For production workloads that need health monitoring, a Dead Letter Queue, a run registry, and CDC mode, add @EnablePulsarideTransform to your main class:

@SpringBootApplication
@EnablePulsarideTransform
@ConfigurationPropertiesScan
public class MigrationApp {
    public static void main(String[] args) {
        SpringApplication.run(MigrationApp.class, args);
    }
}

This annotation activates additional beans based on pulsaride.mode:

pulsaride.modeBeans activated
BATCH (default)RunRegistry, MigrationEngine, MigrationMetrics, DlqService, PulsarideHealthIndicator
CDCRunRegistry, DlqService, PulsarideHealthIndicator, pulsarideEventProcessors — MigrationEngine is not activated (no source DB required)
# application.yml — when using @EnablePulsarideTransform
pulsaride:
  mode:         BATCH           # BATCH (default) | CDC
  registry-dir: .pulsaride/     # where run history is stored

The healthcare-migration-service example uses @EnablePulsarideTransform and demonstrates the full stack: deferred FK resolution, health endpoints, a Kafka CDC consumer, and the monitoring dashboard.

CDC mode — event-driven

In CDC mode the library processes row-level change events (INSERT / UPDATE / DELETE) emitted by Debezium. Your application provides a Kafka consumer that calls the processor per event. The library handles normalisation, transformation, upsert/delete routing, and circuit-breaking.

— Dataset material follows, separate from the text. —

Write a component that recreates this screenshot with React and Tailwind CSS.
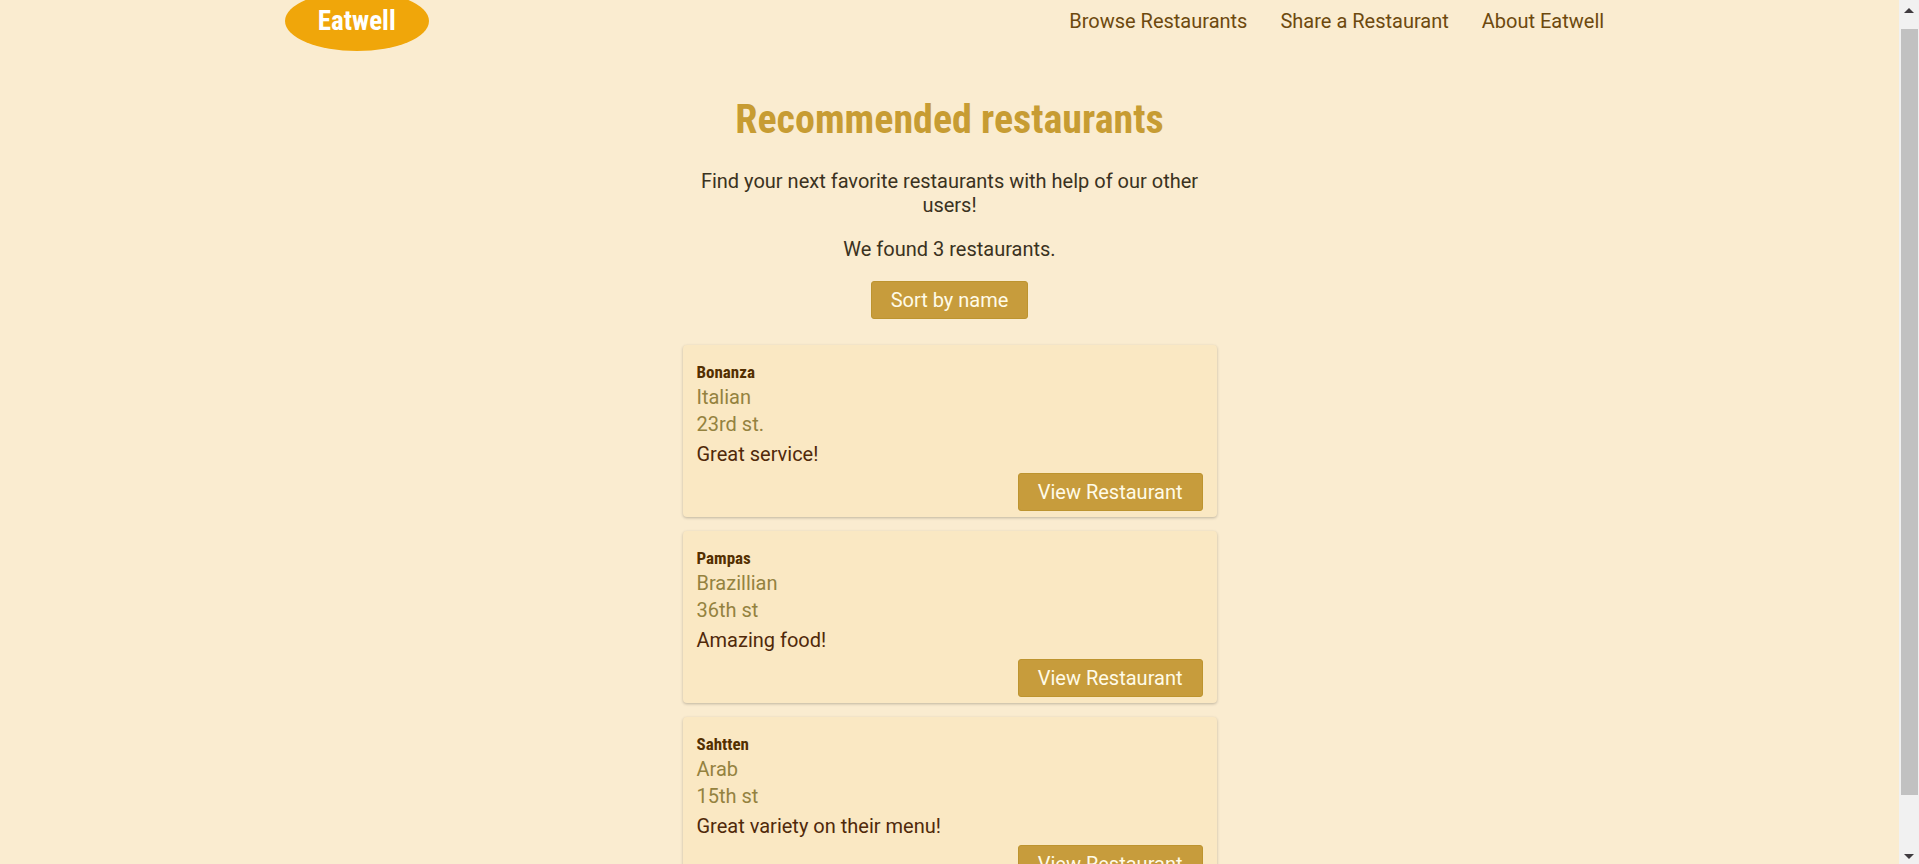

# Set in application-cdc.yml
pulsaride:
  mode: CDC

# Per-table config: specify the CDC event format
# (default is "debezium"; set cdc_format in the migration YAML)
# name: orders
# cdc_format: debezium   # debezium | flat | passthrough | custom

See the healthcare-migration-service example (CdcRowProcessor.java and application-cdc.yml) for a complete working CDC setup.